Labour Party’s presidential candidate, Peter Obi, has described fuel subsidy as an organised crime which benefits only the rich people in Nigeria.
Obi revealed this during an interview with Trust TV in Abuja on Wednesday, adding that the strategy was detrimental to the poor.
He said, “The amount of fuel they say we consume cannot be consumed by this country, there is empirical evidence. We are about the same size as Pakistan, we are about 210million, 220million, Pakistan is about the same size, they have more growth.
“We probably have the same number of vehicles or they have even more but yet, their fuel consumption is a third of ours, so who is drinking the balance? That is where we will start.

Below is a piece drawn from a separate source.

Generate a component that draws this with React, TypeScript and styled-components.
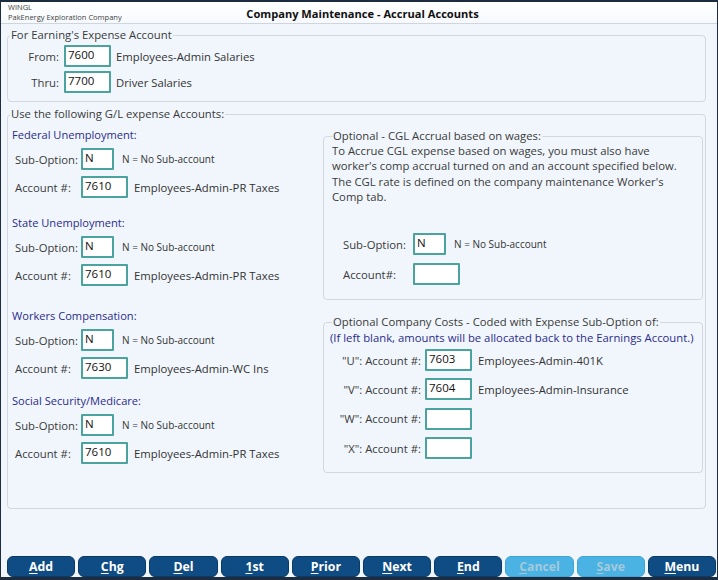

So we will make it more efficient.
“Subsidy benefits the rich and famous because they are the ones who have five, ten cars, people in my village, want education, they want health, so we will remove it and in removing it, you must say what you are providing and we will use some of those resources to make sure that we come up with local refineries, which are not rocket science, within a shortest possible time and show people what you are doing and you can do it, it can be done.”
According to numbers supplied to the government by national oil corporation NNPC, the cost of Nigeria’s gasoline subsidies increased to 525.714 billion naira ($1.22 billion) in August, increasing the total spent this year to 2.568 trillion naira.
The rising expenses of keeping petrol prices low in Africa’s most populous country are putting pressure on the budget and eroding earnings from the Nigerian National Petroleum Corporation (NNPC).
For instance, Nigeria’s lawmakers approved a 4-trillion-naira petrol subsidy for this year in April, after the administration reversed a commitment to halt subsidies in January to avoid demonstrations in the run-up to presidential elections in February 2023.
This large subsidy cost was also one of the reasons NNPC has not remitted significant profit this year.